What is the cost to me?
As a merchant, you make a small investment in the Pay By Touch hardware and processing. This investment is quickly offset, however, by savings you'll realize due to less fraud, shorter tender times, payment type shifts, and the repeat business you can expect from offering your customers a better shopping experience.
Can I really expect higher profits?
Yes. In addition to the savings mentioned above, your bottom line will also be improved through the lower transaction costs resulting from your being able to influence your shoppers' payment choices.
"Influencing your shoppers' payment choices" is alredy done at many stores--when I use my debit card (like at Target) a keypad will appear for my PIN--so that the transaction is run as a debit and not on the MC/Visa system (to run as a credit requires me to select "cancel" as I recall.)
I believe the big savings are had by encouraging the customer to register their checkbook. Instead of running the transaction as a debit (ACH) or credit charge, Pay by Touch will try it first as an "echeck"--esentially a paper check but without the actual paper (at least, that's how I'm understanding things.)
If the customer chooses ACH debit or credit card, then the savings aren't there (or Pay by Touch swallows the extra costs.)

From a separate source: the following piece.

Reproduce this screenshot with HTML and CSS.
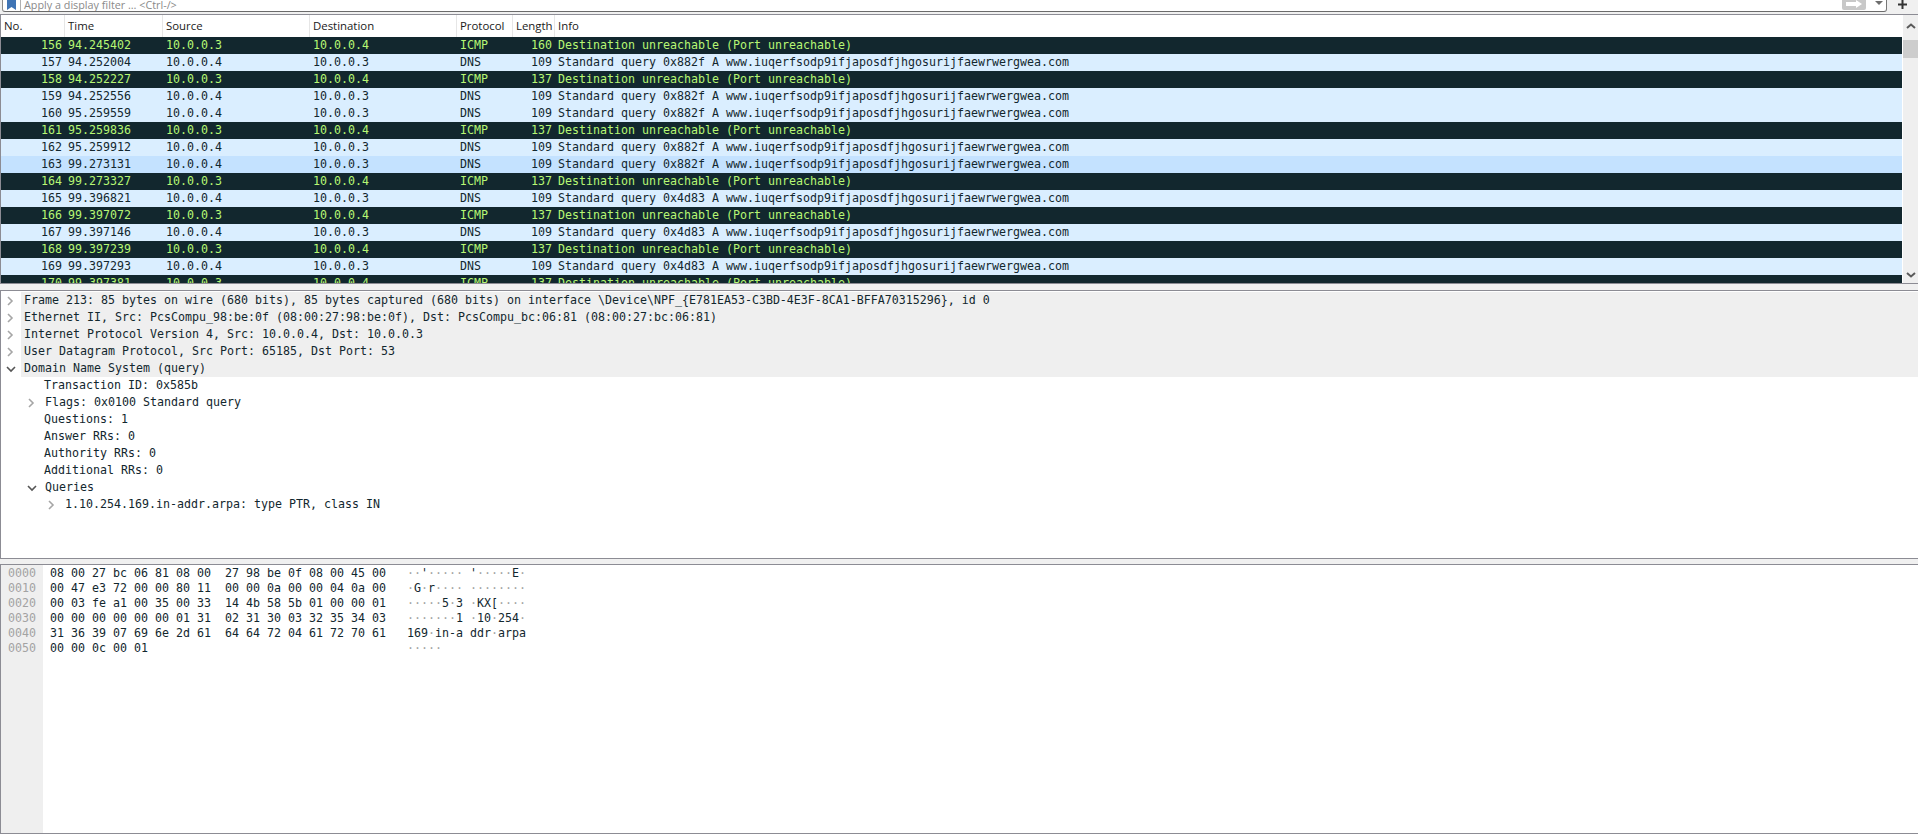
FILE: index.html
```html
<!DOCTYPE html>
<html lang="en">
<head>
    <meta charset="UTF-8">
    <title>Wireshark</title>
    <link rel="stylesheet" href="styles.css">
</head>
<body>
    <!-- display filter bar -->
    <div class="filter-bar">
        <div class="filter-box">
            <span class="filter-mark">
                <svg width="9" height="10" viewBox="0 0 9 10"><path d="M0 0H9V10L4.500 7L0 10Z" fill="#3f74b5"/></svg>
            </span>
            <span class="filter-text">Apply a display filter … &lt;Ctrl-/&gt;</span>
            <span class="filter-apply">
                <svg width="20" height="10" viewBox="0 0 20 10"><path d="M2 2H12V0L18 4L12 8V6H2Z" fill="#fff"/></svg>
            </span>
            <span class="filter-drop"></span>
        </div>
        <span class="filter-plus">
            <svg width="9" height="9" viewBox="0 0 9 9"><path d="M4.500 0V9M0 4.500H9" stroke="#333" stroke-width="2"/></svg>
        </span>
    </div>

    <!-- packet list -->
    <div class="packet-pane">
        <div class="packet-table">
            <div class="row head">
                <span>No.</span><span>Time</span><span>Source</span><span>Destination</span><span>Protocol</span><span>Length</span><span>Info</span>
            </div>
            <div class="row icmp"><span class="num">156</span><span>94.245402</span><span>10.0.0.3</span><span>10.0.0.4</span><span>ICMP</span><span class="num">160</span><span>Destination unreachable (Port unreachable)</span></div>
            <div class="row dns"><span class="num">157</span><span>94.252004</span><span>10.0.0.4</span><span>10.0.0.3</span><span>DNS</span><span class="num">109</span><span>Standard query 0x882f A www.iuqerfsodp9ifjaposdfjhgosurijfaewrwergwea.com</span></div>
            <div class="row icmp"><span class="num">158</span><span>94.252227</span><span>10.0.0.3</span><span>10.0.0.4</span><span>ICMP</span><span class="num">137</span><span>Destination unreachable (Port unreachable)</span></div>
            <div class="row dns"><span class="num">159</span><span>94.252556</span><span>10.0.0.4</span><span>10.0.0.3</span><span>DNS</span><span class="num">109</span><span>Standard query 0x882f A www.iuqerfsodp9ifjaposdfjhgosurijfaewrwergwea.com</span></div>
            <div class="row dns"><span class="num">160</span><span>95.259559</span><span>10.0.0.4</span><span>10.0.0.3</span><span>DNS</span><span class="num">109</span><span>Standard query 0x882f A www.iuqerfsodp9ifjaposdfjhgosurijfaewrwergwea.com</span></div>
            <div class="row icmp"><span class="num">161</span><span>95.259836</span><span>10.0.0.3</span><span>10.0.0.4</span><span>ICMP</span><span class="num">137</span><span>Destination unreachable (Port unreachable)</span></div>
            <div class="row dns"><span class="num">162</span><span>95.259912</span><span>10.0.0.4</span><span>10.0.0.3</span><span>DNS</span><span class="num">109</span><span>Standard query 0x882f A www.iuqerfsodp9ifjaposdfjhgosurijfaewrwergwea.com</span></div>
            <div class="row dns hover"><span class="num">163</span><span>99.273131</span><span>10.0.0.4</span><span>10.0.0.3</span><span>DNS</span><span class="num">109</span><span>Standard query 0x882f A www.iuqerfsodp9ifjaposdfjhgosurijfaewrwergwea.com</span></div>
            <div class="row icmp"><span class="num">164</span><span>99.273327</span><span>10.0.0.3</span><span>10.0.0.4</span><span>ICMP</span><span class="num">137</span><span>Destination unreachable (Port unreachable)</span></div>
            <div class="row dns"><span class="num">165</span><span>99.396821</span><span>10.0.0.4</span><span>10.0.0.3</span><span>DNS</span><span class="num">109</span><span>Standard query 0x4d83 A www.iuqerfsodp9ifjaposdfjhgosurijfaewrwergwea.com</span></div>
            <div class="row icmp"><span class="num">166</span><span>99.397072</span><span>10.0.0.3</span><span>10.0.0.4</span><span>ICMP</span><span class="num">137</span><span>Destination unreachable (Port unreachable)</span></div>
            <div class="row dns"><span class="num">167</span><span>99.397146</span><span>10.0.0.4</span><span>10.0.0.3</span><span>DNS</span><span class="num">109</span><span>Standard query 0x4d83 A www.iuqerfsodp9ifjaposdfjhgosurijfaewrwergwea.com</span></div>
            <div class="row icmp"><span class="num">168</span><span>99.397239</span><span>10.0.0.3</span><span>10.0.0.4</span><span>ICMP</span><span class="num">137</span><span>Destination unreachable (Port unreachable)</span></div>
            <div class="row dns"><span class="num">169</span><span>99.397293</span><span>10.0.0.4</span><span>10.0.0.3</span><span>DNS</span><span class="num">109</span><span>Standard query 0x4d83 A www.iuqerfsodp9ifjaposdfjhgosurijfaewrwergwea.com</span></div>
            <div class="row icmp"><span class="num">170</span><span>99.397381</span><span>10.0.0.3</span><span>10.0.0.4</span><span>ICMP</span><span class="num">137</span><span>Destination unreachable (Port unreachable)</span></div>
        </div>
        <div class="scrollbar">
            <svg class="arrow-up" width="10" height="6" viewBox="0 0 10 6"><path d="M1 5L5 1.500L9 5" fill="none" stroke="#5a5a5a" stroke-width="2"/></svg>
            <div class="thumb"></div>
            <svg class="arrow-down" width="10" height="6" viewBox="0 0 10 6"><path d="M1 1L5 4.500L9 1" fill="none" stroke="#5a5a5a" stroke-width="2"/></svg>
        </div>
    </div>

    <!-- packet details -->
    <div class="detail-pane">
        <div class="tree-row top"><svg class="chev" viewBox="0 0 8 10"><path d="M2 1L6 5L2 9" /></svg><span>Frame 213: 85 bytes on wire (680 bits), 85 bytes captured (680 bits) on interface \Device\NPF_{E781EA53-C3BD-4E3F-8CA1-BFFA70315296}, id 0</span></div>
        <div class="tree-row top"><svg class="chev" viewBox="0 0 8 10"><path d="M2 1L6 5L2 9" /></svg><span>Ethernet II, Src: PcsCompu_98:be:0f (08:00:27:98:be:0f), Dst: PcsCompu_bc:06:81 (08:00:27:bc:06:81)</span></div>
        <div class="tree-row top"><svg class="chev" viewBox="0 0 8 10"><path d="M2 1L6 5L2 9" /></svg><span>Internet Protocol Version 4, Src: 10.0.0.4, Dst: 10.0.0.3</span></div>
        <div class="tree-row top"><svg class="chev" viewBox="0 0 8 10"><path d="M2 1L6 5L2 9" /></svg><span>User Datagram Protocol, Src Port: 65185, Dst Port: 53</span></div>
        <div class="tree-row top"><svg class="chev open" viewBox="0 0 10 8"><path d="M1 2L5 6L9 2" /></svg><span>Domain Name System (query)</span></div>
        <div class="tree-row lvl1"><span>Transaction ID: 0x585b</span></div>
        <div class="tree-row lvl1 has-chev"><svg class="chev" viewBox="0 0 8 10"><path d="M2 1L6 5L2 9" /></svg><span>Flags: 0x0100 Standard query</span></div>
        <div class="tree-row lvl1"><span>Questions: 1</span></div>
        <div class="tree-row lvl1"><span>Answer RRs: 0</span></div>
        <div class="tree-row lvl1"><span>Authority RRs: 0</span></div>
        <div class="tree-row lvl1"><span>Additional RRs: 0</span></div>
        <div class="tree-row lvl1 has-chev"><svg class="chev open" viewBox="0 0 10 8"><path d="M1 2L5 6L9 2" /></svg><span>Queries</span></div>
        <div class="tree-row lvl2"><svg class="chev" viewBox="0 0 8 10"><path d="M2 1L6 5L2 9" /></svg><span>1.10.254.169.in-addr.arpa: type PTR, class IN</span></div>
    </div>

    <!-- packet bytes -->
    <div class="hex-pane">
        <div class="hex-offsets">
            <div>0000</div>
            <div>0010</div>
            <div>0020</div>
            <div>0030</div>
            <div>0040</div>
            <div>0050</div>
        </div>
        <div class="hex-dump">
            <div>08 00 27 bc 06 81 08 00  27 98 be 0f 08 00 45 00   <i>··</i>'<i>·····</i> '<i>·····</i>E<i>·</i></div>
            <div>00 47 e3 72 00 00 80 11  00 00 0a 00 00 04 0a 00   <i>·</i>G<i>·</i>r<i>····</i> <i>········</i></div>
            <div>00 03 fe a1 00 35 00 33  14 4b 58 5b 01 00 00 01   <i>·····</i>5<i>·</i>3 <i>·</i>KX[<i>····</i></div>
            <div>00 00 00 00 00 00 01 31  02 31 30 03 32 35 34 03   <i>·······</i>1 <i>·</i>10<i>·</i>254<i>·</i></div>
            <div>31 36 39 07 69 6e 2d 61  64 64 72 04 61 72 70 61   169<i>·</i>in-a ddr<i>·</i>arpa</div>
            <div>00 00 0c 00 01                                     <i>·····</i></div>
        </div>
    </div>
</body>
</html>
```

FILE: styles.css
```css
:root {
    --mono: 'DejaVu Sans Mono', monospace;
    --pane-border: #8c8c94;
    --chrome: #f0f0f0;
    --dark-row: #12272e;
    --light-row: #daeeff;
}

html, body {
    height: 100%;
}

body {
    margin: 0;
    height: 834px;
    overflow: hidden;
    display: flex;
    flex-direction: column;
    background: var(--chrome);
    color: #12272e;
    font-family: var(--mono);
    font-size: 11.63px;
}

/* filter bar, top of it is cut off in the shot */
.filter-bar {
    height: 12px;
    display: flex;
    align-items: flex-end;
    padding-left: 2px;
    flex-shrink: 0;
}

.filter-box {
    flex: 1;
    height: 12px;
    box-sizing: border-box;
    display: flex;
    align-items: flex-end;
    background: white;
    border-left: 1px solid #8a8a8a;
    border-right: 1px solid #777;
    border-bottom: 1px solid #6b6b6b;
    border-radius: 0 0 3px 3px;
    overflow: hidden;
}

.filter-mark {
    width: 18px;
    height: 11px;
    padding-left: 3px;
    box-sizing: border-box;
    border-right: 1px solid #b0b0b0;
    flex-shrink: 0;
}

.filter-mark svg {
    display: block;
    margin-left: 1px;
}

.filter-text {
    flex: 1;
    align-self: flex-start;
    padding-left: 3px;
    font-family: 'Open Sans', sans-serif;
    font-size: 10.8px;
    line-height: 9px;
    color: #8a8a8a;
}

.filter-apply {
    width: 24px;
    height: 10px;
    background: #c8c8c8;
    border-radius: 0 0 2px 2px;
    display: flex;
    justify-content: center;
    margin-right: 6px;
    margin-bottom: 1px;
}

.filter-drop {
    width: 0;
    height: 0;
    border: 4px solid transparent;
    border-top: 4px solid #6e6e6e;
    border-bottom: none;
    margin: 0 3px 6px 3px;
}

.filter-plus {
    width: 31px;
    height: 12px;
    display: flex;
    justify-content: center;
    align-items: flex-start;
}

/* packet list */
.packet-pane {
    margin-top: 2px;
    height: 270px;
    flex-shrink: 0;
    display: flex;
    box-sizing: border-box;
    background: white;
    border-top: 1px solid var(--pane-border);
    border-bottom: 1px solid var(--pane-border);
    border-left: 1px solid var(--pane-border);
    overflow: hidden;
}

.packet-table {
    flex: 1;
    min-width: 0;
}

.row {
    display: grid;
    grid-template-columns: 63px 98px 147px 147px 56px 42px 1fr;
    height: 17px;
    line-height: 17px;
    white-space: pre;
}

.row span {
    padding-left: 4px;
    overflow: hidden;
}

.row span.num {
    padding-left: 0;
    padding-right: 2px;
    text-align: right;
}

.row.head {
    height: 22px;
    line-height: 22px;
    font-family: 'Open Sans', sans-serif;
    font-size: 11.4px;
    color: #1a1a1a;
}

.row.head span {
    padding-left: 3px;
    border-left: 1px solid #e6e6e6;
}

.row.head span:first-child {
    border-left: none;
}

.icmp {
    background: var(--dark-row);
    color: #b7f774;
}

.dns {
    background: var(--light-row);
    color: #12272e;
}

.dns.hover {
    background: #c4e2ff;
}

.scrollbar {
    width: 15px;
    margin-left: 1px;
    flex-shrink: 0;
    display: flex;
    flex-direction: column;
    align-items: center;
    background: #efefef;
}

.arrow-up {
    margin-top: 8px;
}

.thumb {
    width: 100%;
    height: 18px;
    margin-top: 11px;
    background: #cdcdcd;
}

.arrow-down {
    margin-top: auto;
    margin-bottom: 5px;
}

/* packet details */
.detail-pane {
    margin-top: 6px;
    height: 269px;
    padding-top: 1px;
    flex-shrink: 0;
    box-sizing: border-box;
    background: white;
    border-top: 1px solid var(--pane-border);
    border-bottom: 1px solid var(--pane-border);
    border-left: 1px solid var(--pane-border);
    overflow: hidden;
}

.tree-row {
    height: 17px;
    line-height: 17px;
    display: flex;
    align-items: center;
    white-space: pre;
}

.tree-row.top {
    background: linear-gradient(to right, white 20px, #efefef 20px);
    padding-left: 5px;
}

.tree-row.top > span {
    margin-left: 5px;
}

.tree-row.lvl1 {
    padding-left: 43px;
}

.tree-row.lvl1.has-chev {
    padding-left: 26px;
}

.tree-row.lvl1.has-chev > span {
    margin-left: 5px;
}

.tree-row.lvl2 {
    padding-left: 46px;
}

.tree-row.lvl2 > span {
    margin-left: 5px;
}

.chev {
    width: 8px;
    height: 10px;
    flex-shrink: 0;
    margin-right: 5px;
}

.chev path {
    fill: none;
    stroke: #a6a6a6;
    stroke-width: 1.6;
}

.chev.open {
    width: 10px;
    height: 8px;
    margin-right: 3px;
}

.chev.open path {
    stroke: #555;
}

/* packet bytes */
.hex-pane {
    margin-top: 5px;
    flex: 1;
    display: flex;
    box-sizing: border-box;
    background: white;
    border-top: 1px solid var(--pane-border);
    border-bottom: 1px solid var(--pane-border);
    border-left: 1px solid var(--pane-border);
    line-height: 15px;
}

.hex-offsets {
    width: 35px;
    padding: 1px 0 0 7px;
    background: #efefef;
    color: #a3a3a3;
}

.hex-dump {
    padding: 1px 0 0 7px;
}

.hex-dump div {
    white-space: pre;
}

.hex-dump i {
    font-style: normal;
    color: #a3a3a3;
}
```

Actually the are number of revocable or cancable biometrics-based technologoies being developed. Securics.com has one and IBM has had many recent press releases on their work. These at least protect against database hacks/insiders so that when (not if) a database is compromised. Also recent work at MSU has show real progress on a fuzzy vault that hides digital keys in a fingerprint. Securics even has a version that mixes a pin/passcode with the cryptograpically transformed print, but neither is stored separately. This means it cannot be used to search for you.
...
The car, a Mercedes S-class, was protected by a fingerprint recognition system.
...
But having stripped the car, the thieves became frustrated when they wanted to restart it. They found they again could not bypass the immobiliser, which needs the owner's fingerprint to disarm it.
They stripped Mr Kumaran naked and left him by the side of the road - but not before cutting off the end of his index finger with a machete.